Can you please help review them ? They already got reviewed by
Christian and Jason on previous iterations and I fixed them according
to their reviews so I believe they are fundamentally correct.

Thanks,
Oded


> >
> > If so, great, if not, that feels odd to me, as I am seeing lots of
> > out-of-tree drivers start to use these structures, which is why the api
> > was created (to stop the roll-your-own-implementations.) Does dri-devel
> > want me to have those vendors cc: you all when those get submitted?
>
> Yes.
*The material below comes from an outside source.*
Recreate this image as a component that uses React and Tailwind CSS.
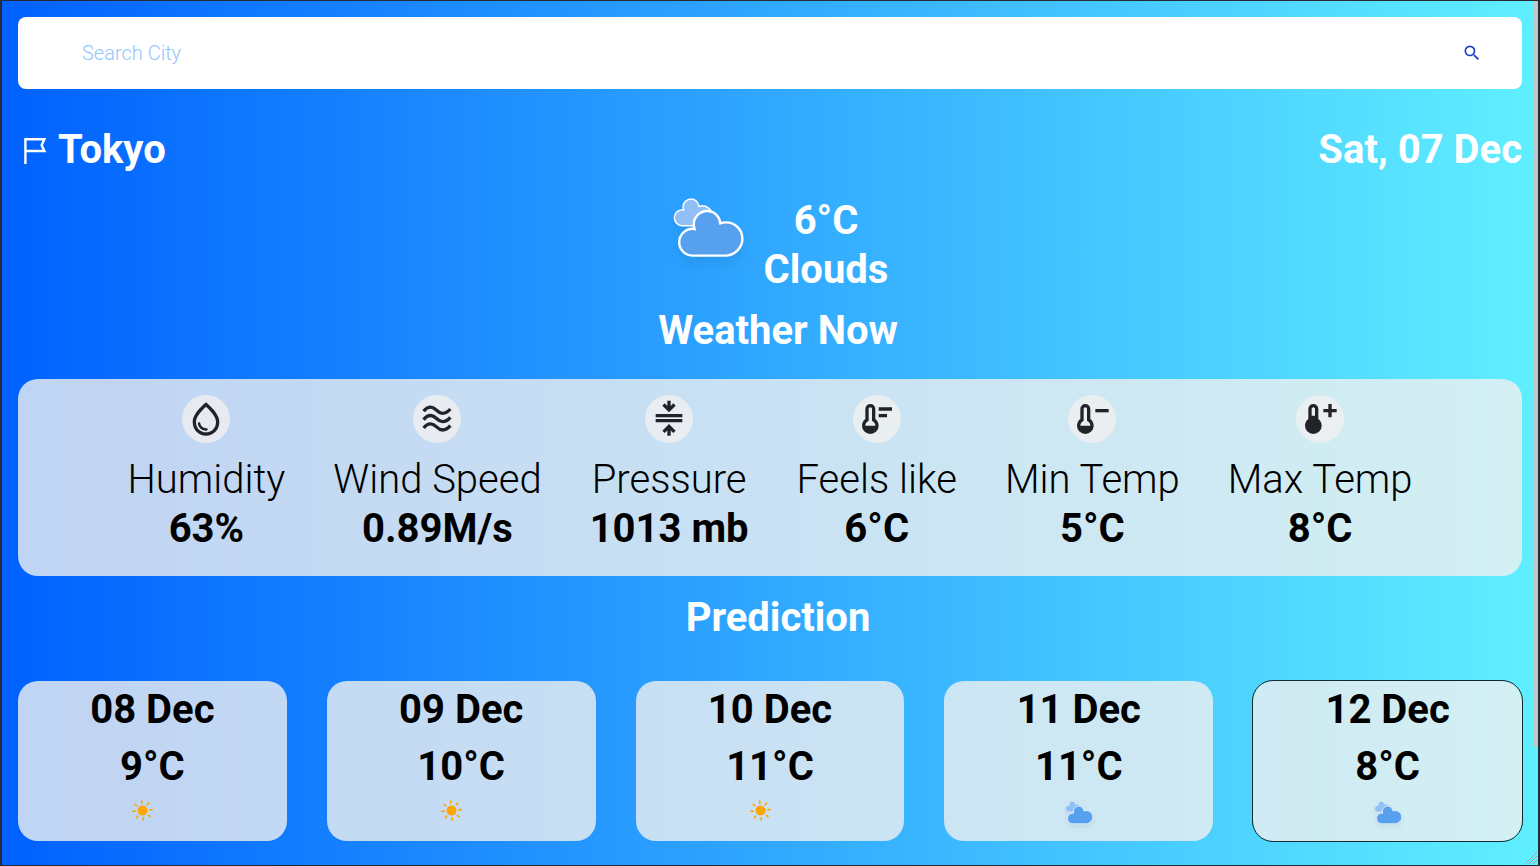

MAINTAINERS has matching for this, are you not advising people to
> use the proper submission techniques and thus bypassing that file?
>
> The reason is dma-buf and later by extension dma-fence can create
> really bad problems for the kernel around memory management.
>
> https://dri.freedesktop.org/docs/drm/driver-api/dma-buf.html#indefinite-dma-fences
>
> When a driver is self contained and doesn't interact with other kernel
> drivers nobody really has to care. However once a driver starts
> interacting with other drivers in the kernel, a responsible maintainer
> has to check that these new drivers aren't going to crap all over the
> existing drivers and destabilise the kernel. Someone has to review the
> hardware design to see if page faulting works or if preemption works
> or a bunch of other gotchas. Someone has to review the userspace to
> make sure it isn't doing knowingly bad things or making assumptions
> based on the kernel driver doing bad things.
>
> The thing is we've had code merged into our in-tree i915 driver that
> broke a bunch of these assumptions, and have had to spend a year
> cleaning it out, now this happened post-merge and diligence had
> lessened, having the expertise to spot this in new dma-buf/fence users
> is why we insist on having access to way more than just the 1000 line
> kernel driver submission.
>
>
> > I will be glad to not accept any more, but as I say above, what are the
> > new requirements going to be so that those companies that do want to
> > submit their code know what to do?
>
> I'm proposing a patch for documentation that maintainers can sign up
> for (it's mentioned in the ksummit thread).
>
> > And what exactly are we using as a definition of an accelerator? We
> > have networking cards that are "accelerators" as well as crypto
> > "accelerators" :)
> >
> > > > I expect we'll have a proper discussion what the stack should look
> > > > like with the next submission (from a different vendor maybe), that
> > > > ship kinda sailed with habanalabs.
> >
> > Who is going to define this stack? As there is no industry standard,
> > why would we define this?
>
> Because someone has to help, saying yes isn't helping, it's enabling
> back behaviour. Parenting and maintaining both involve saying No for
> the future prosperity of the ecosystem.
>
> Dave.